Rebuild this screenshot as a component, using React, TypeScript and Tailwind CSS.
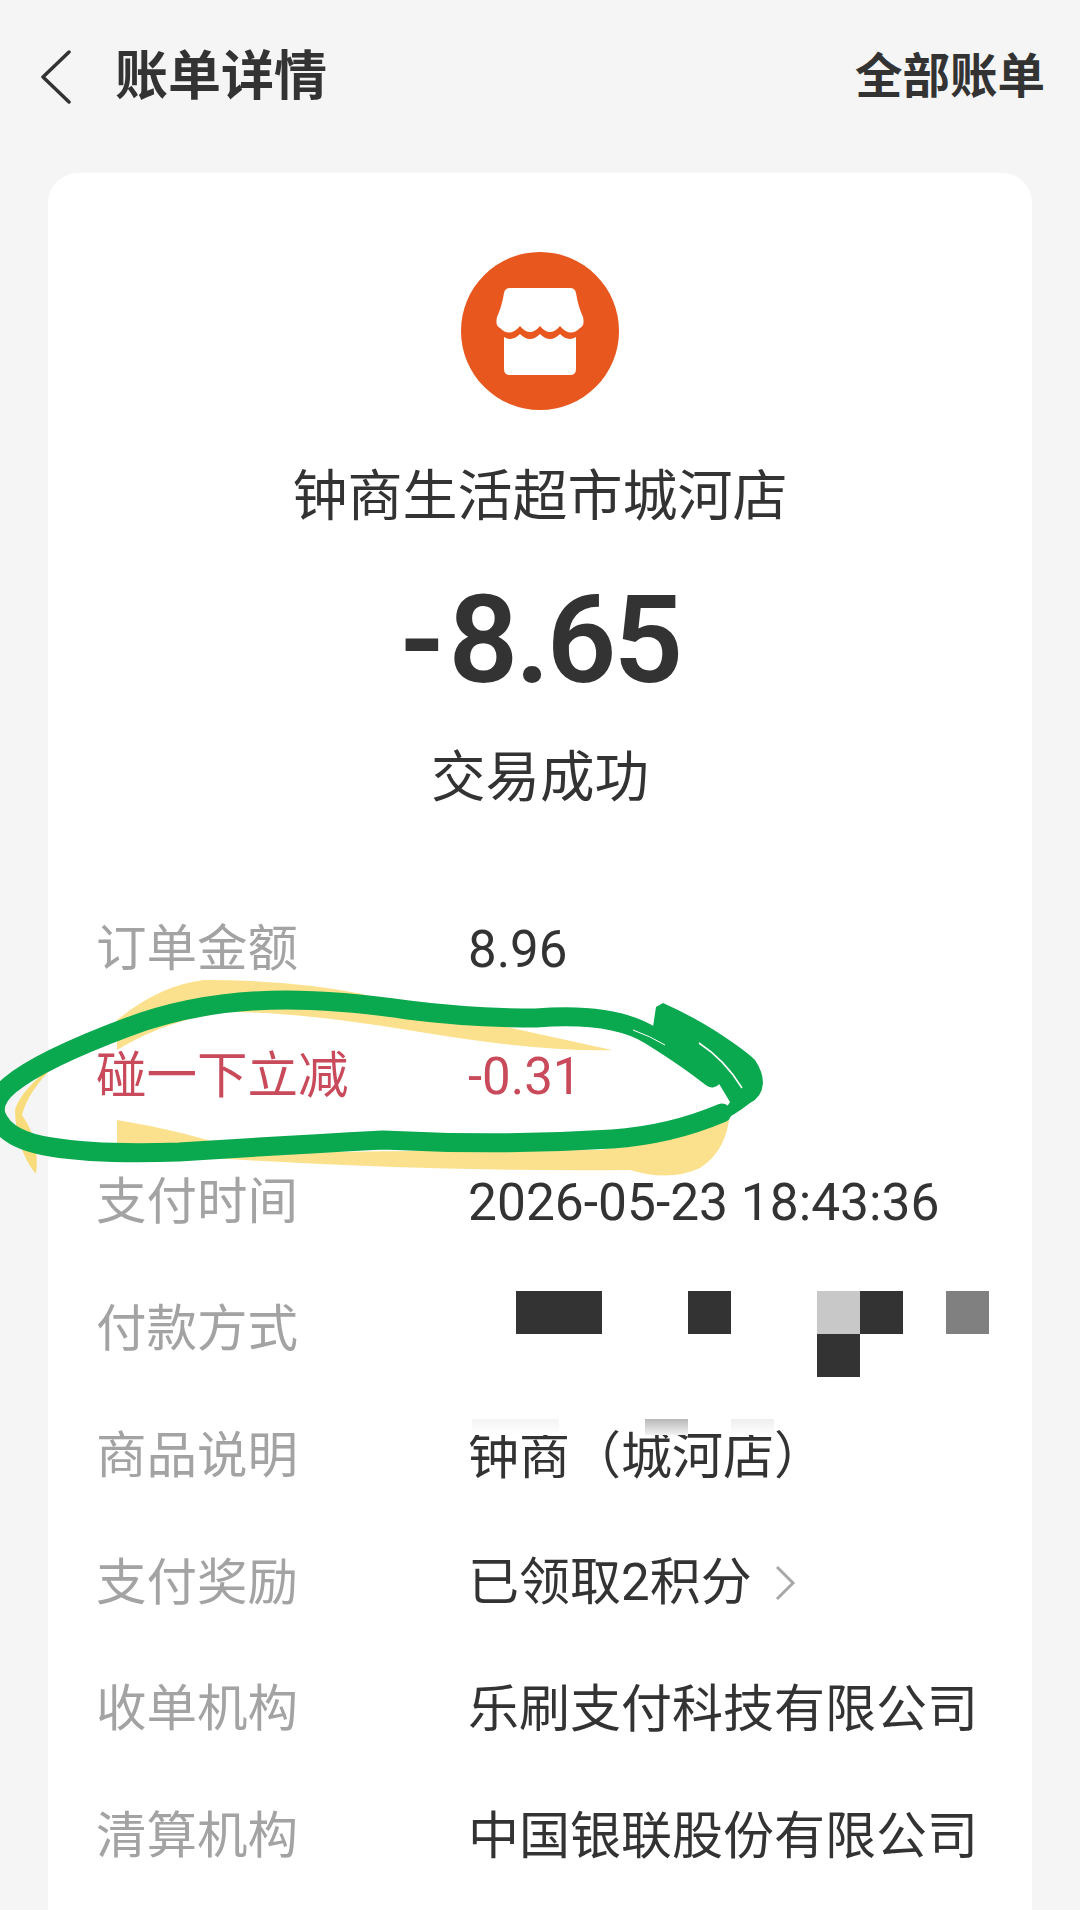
import React from "react";

const CJK = "font-['Roboto','Noto_Sans_CJK_SC',sans-serif]";

function Row({ label, children, red }: { label: string; children?: React.ReactNode; red?: boolean }) {
  return (
    <div className="flex h-[126.7px] items-center">
      <div className={`w-[372px] shrink-0 text-[50.5px] leading-none ${red ? "text-[#c94a5a]" : "text-[#a3a3a3]"}`}>{label}</div>
      <div className={`flex items-center text-[51px] leading-none whitespace-nowrap ${red ? "text-[#c94a5a]" : "text-[#333333]"}`}>{children}</div>
    </div>
  );
}

export default function App() {
  return (
    <div className={`relative h-[1910px] w-[1080px] overflow-hidden bg-[#f5f5f5] ${CJK}`}>
      <header className="flex h-[173px] items-start justify-between pl-[40px] pr-[35px] pt-[50px]">
        <div className="flex items-center">
          <svg width="32" height="54" viewBox="0 0 32 54" fill="none" stroke="#333333" strokeWidth="3.5" strokeLinejoin="round" strokeLinecap="round">
            <path d="M29 2 L3 27 L29 52" />
          </svg>
          <h1 className="ml-[43px] text-[53px] font-bold leading-none text-[#333333]">账单详情</h1>
        </div>
        <div className="mt-[4px] text-[47.5px] font-bold leading-none text-[#333333]">全部账单</div>
      </header>

      <main className="mx-[48px] h-[1737px] rounded-t-[30px] bg-white">
        <div className="flex flex-col items-center pt-[79px]">
          <div className="flex h-[158px] w-[158px] items-center justify-center rounded-full bg-[#e8571e]">
            <svg width="90" height="90" viewBox="0 0 90 90" fill="white">
              <path d="M15 2 H75 Q80 2 81 7 Q83 20 88 31 Q90 40 85 42 Q75 52 65 40 Q55 52 45 40 Q35 52 25 40 Q15 52 5 42 Q0 40 2 31 Q7 20 9 7 Q10 2 15 2 Z" />
              <path d="M9 51 Q17 56 25 48 Q35 58 45 48 Q55 58 65 48 Q73 56 81 51 V83 Q81 89 75 89 H15 Q9 89 9 83 Z" />
            </svg>
          </div>
          <div className="mt-[50px] text-[55px] leading-[72px] text-[#333333]">钟商生活超市城河店</div>
          <div className="mt-[49px] flex text-[122px] font-semibold leading-[120px] text-[#333333]">
            <span className="mr-[4px]">-</span>
            <span className="tracking-[-3px]">8.65</span>
          </div>
          <div className="mt-[40px] text-[54.5px] leading-[72px] text-[#333333]">交易成功</div>
        </div>

        <div className="mt-[73px] pl-[48px]">
          <Row label="订单金额">8.96</Row>
          <Row label="碰一下立减" red>-0.31</Row>
          <Row label="支付时间"><span className="text-[51.5px]">2026-05-23 18:43:36</span></Row>
          <Row label="付款方式">
            <div className="ml-[48px] mt-[10px] grid grid-cols-[repeat(11,43px)] grid-rows-[43px_43px]">
              <div className="bg-[#333333]" />
              <div className="bg-[#333333]" />
              <div className="col-start-5 bg-[#333333]" />
              <div className="col-start-8 bg-[#c8c8c8]" />
              <div className="bg-[#333333]" />
              <div className="col-start-11 bg-[#808080]" />
              <div className="col-start-8 row-start-2 bg-[#333333]" />
            </div>
          </Row>
          <Row label="商品说明">
            <span className="relative">
              钟商（城河店）
              <span className="absolute left-[4px] top-[-12px] h-[16px] w-[87px] bg-gradient-to-b from-[#f4f4f4] to-white" />
              <span className="absolute left-[177px] top-[-12px] h-[16px] w-[43px] bg-gradient-to-b from-[#b8b8b8] to-[#f2f2f2]" />
              <span className="absolute left-[263px] top-[-12px] h-[16px] w-[43px] bg-gradient-to-b from-[#eeeeee] to-white" />
            </span>
          </Row>
          <Row label="支付奖励">
            已领取2积分
            <svg className="ml-[22px]" width="22" height="36" viewBox="0 0 22 36" fill="none" stroke="#a8a8a8" strokeWidth="3">
              <path d="M3 2 L19 18 L3 34" />
            </svg>
          </Row>
          <Row label="收单机构">乐刷支付科技有限公司</Row>
          <Row label="清算机构">中国银联股份有限公司</Row>
        </div>
      </main>

      <svg className="pointer-events-none absolute left-0 top-0" width="1080" height="1910" viewBox="0 0 1080 1910" fill="none">
        <path
          fill="#f9d45c"
          fillOpacity="0.7"
          d="M117 1020 Q160 985 204 980 Q290 980 357 993 Q450 1015 612 1050 Q540 1052 420 1032 Q300 1012 230 1012 Q170 1018 117 1050 Z"
        />
        <path fill="#f9d45c" fillOpacity="0.7" d="M117 1120 Q180 1130 240 1150 L117 1145 Z" />
        <path
          fill="#f9d45c"
          fillOpacity="0.7"
          d="M170 1155 Q400 1150 600 1150 Q680 1140 730 1110 Q728 1150 700 1168 Q670 1182 630 1170 Q400 1172 170 1155 Z"
        />
        <path fill="#f9d45c" fillOpacity="0.8" d="M60 1060 Q20 1090 15 1110 Q16 1150 36 1174 Q40 1140 22 1115 Q28 1090 60 1060 Z" />
        <path
          stroke="#0aa84f"
          strokeWidth="19"
          strokeLinecap="round"
          strokeLinejoin="round"
          d="M722 1113 Q670 1135 612 1139 Q500 1146 383 1140 Q270 1146 179 1152 Q100 1155 51 1147 Q5 1140 -4 1115 Q-8 1100 10 1085 Q40 1060 128 1027 Q200 1000 286 1000 Q340 1000 408 1010 Q470 1018 536 1018 Q612 1012 650 1035 Q690 1060 712 1078"
        />
        <path
          fill="#0aa84f"
          d="M656 1007 L663 1003 Q690 1015 714 1030 Q745 1050 755 1060 Q763 1072 763 1083 Q762 1097 750 1103 Q735 1115 716 1124 L730 1102 L718 1082 L679 1060 Q660 1045 653 1027 Z"
        />
        <path stroke="#ffffff" strokeWidth="1.5" d="M699 1043 Q725 1060 742 1088" />
        <path stroke="#ffffff" strokeWidth="1" d="M633 1030 Q650 1036 665 1045" />
      </svg>
    </div>
  );
}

------------

Transcribe the material exactly, and leave out whatever pictures it holds.

_TASK ANSWER:_
Rebuild this screenshot as a component, using React, TypeScript and Tailwind CSS.
import React from "react";

const CJK = "font-['Roboto','Noto_Sans_CJK_SC',sans-serif]";

function Row({ label, children, red }: { label: string; children?: React.ReactNode; red?: boolean }) {
  return (
    <div className="flex h-[126.7px] items-center">
      <div className={`w-[372px] shrink-0 text-[50.5px] leading-none ${red ? "text-[#c94a5a]" : "text-[#a3a3a3]"}`}>{label}</div>
      <div className={`flex items-center text-[51px] leading-none whitespace-nowrap ${red ? "text-[#c94a5a]" : "text-[#333333]"}`}>{children}</div>
    </div>
  );
}

export default function App() {
  return (
    <div className={`relative h-[1910px] w-[1080px] overflow-hidden bg-[#f5f5f5] ${CJK}`}>
      <header className="flex h-[173px] items-start justify-between pl-[40px] pr-[35px] pt-[50px]">
        <div className="flex items-center">
          <svg width="32" height="54" viewBox="0 0 32 54" fill="none" stroke="#333333" strokeWidth="3.5" strokeLinejoin="round" strokeLinecap="round">
            <path d="M29 2 L3 27 L29 52" />
          </svg>
          <h1 className="ml-[43px] text-[53px] font-bold leading-none text-[#333333]">账单详情</h1>
        </div>
        <div className="mt-[4px] text-[47.5px] font-bold leading-none text-[#333333]">全部账单</div>
      </header>

      <main className="mx-[48px] h-[1737px] rounded-t-[30px] bg-white">
        <div className="flex flex-col items-center pt-[79px]">
          <div className="flex h-[158px] w-[158px] items-center justify-center rounded-full bg-[#e8571e]">
            <svg width="90" height="90" viewBox="0 0 90 90" fill="white">
              <path d="M15 2 H75 Q80 2 81 7 Q83 20 88 31 Q90 40 85 42 Q75 52 65 40 Q55 52 45 40 Q35 52 25 40 Q15 52 5 42 Q0 40 2 31 Q7 20 9 7 Q10 2 15 2 Z" />
              <path d="M9 51 Q17 56 25 48 Q35 58 45 48 Q55 58 65 48 Q73 56 81 51 V83 Q81 89 75 89 H15 Q9 89 9 83 Z" />
            </svg>
          </div>
          <div className="mt-[50px] text-[55px] leading-[72px] text-[#333333]">钟商生活超市城河店</div>
          <div className="mt-[49px] flex text-[122px] font-semibold leading-[120px] text-[#333333]">
            <span className="mr-[4px]">-</span>
            <span className="tracking-[-3px]">8.65</span>
          </div>
          <div className="mt-[40px] text-[54.5px] leading-[72px] text-[#333333]">交易成功</div>
        </div>

        <div className="mt-[73px] pl-[48px]">
          <Row label="订单金额">8.96</Row>
          <Row label="碰一下立减" red>-0.31</Row>
          <Row label="支付时间"><span className="text-[51.5px]">2026-05-23 18:43:36</span></Row>
          <Row label="付款方式">
            <div className="ml-[48px] mt-[10px] grid grid-cols-[repeat(11,43px)] grid-rows-[43px_43px]">
              <div className="bg-[#333333]" />
              <div className="bg-[#333333]" />
              <div className="col-start-5 bg-[#333333]" />
              <div className="col-start-8 bg-[#c8c8c8]" />
              <div className="bg-[#333333]" />
              <div className="col-start-11 bg-[#808080]" />
              <div className="col-start-8 row-start-2 bg-[#333333]" />
            </div>
          </Row>
          <Row label="商品说明">
            <span className="relative">
              钟商（城河店）
              <span className="absolute left-[4px] top-[-12px] h-[16px] w-[87px] bg-gradient-to-b from-[#f4f4f4] to-white" />
              <span className="absolute left-[177px] top-[-12px] h-[16px] w-[43px] bg-gradient-to-b from-[#b8b8b8] to-[#f2f2f2]" />
              <span className="absolute left-[263px] top-[-12px] h-[16px] w-[43px] bg-gradient-to-b from-[#eeeeee] to-white" />
            </span>
          </Row>
          <Row label="支付奖励">
            已领取2积分
            <svg className="ml-[22px]" width="22" height="36" viewBox="0 0 22 36" fill="none" stroke="#a8a8a8" strokeWidth="3">
              <path d="M3 2 L19 18 L3 34" />
            </svg>
          </Row>
          <Row label="收单机构">乐刷支付科技有限公司</Row>
          <Row label="清算机构">中国银联股份有限公司</Row>
        </div>
      </main>

      <svg className="pointer-events-none absolute left-0 top-0" width="1080" height="1910" viewBox="0 0 1080 1910" fill="none">
        <path
          fill="#f9d45c"
          fillOpacity="0.7"
          d="M117 1020 Q160 985 204 980 Q290 980 357 993 Q450 1015 612 1050 Q540 1052 420 1032 Q300 1012 230 1012 Q170 1018 117 1050 Z"
        />
        <path fill="#f9d45c" fillOpacity="0.7" d="M117 1120 Q180 1130 240 1150 L117 1145 Z" />
        <path
          fill="#f9d45c"
          fillOpacity="0.7"
          d="M170 1155 Q400 1150 600 1150 Q680 1140 730 1110 Q728 1150 700 1168 Q670 1182 630 1170 Q400 1172 170 1155 Z"
        />
        <path fill="#f9d45c" fillOpacity="0.8" d="M60 1060 Q20 1090 15 1110 Q16 1150 36 1174 Q40 1140 22 1115 Q28 1090 60 1060 Z" />
        <path
          stroke="#0aa84f"
          strokeWidth="19"
          strokeLinecap="round"
          strokeLinejoin="round"
          d="M722 1113 Q670 1135 612 1139 Q500 1146 383 1140 Q270 1146 179 1152 Q100 1155 51 1147 Q5 1140 -4 1115 Q-8 1100 10 1085 Q40 1060 128 1027 Q200 1000 286 1000 Q340 1000 408 1010 Q470 1018 536 1018 Q612 1012 650 1035 Q690 1060 712 1078"
        />
        <path
          fill="#0aa84f"
          d="M656 1007 L663 1003 Q690 1015 714 1030 Q745 1050 755 1060 Q763 1072 763 1083 Q762 1097 750 1103 Q735 1115 716 1124 L730 1102 L718 1082 L679 1060 Q660 1045 653 1027 Z"
        />
        <path stroke="#ffffff" strokeWidth="1.5" d="M699 1043 Q725 1060 742 1088" />
        <path stroke="#ffffff" strokeWidth="1" d="M633 1030 Q650 1036 665 1045" />
      </svg>
    </div>
  );
}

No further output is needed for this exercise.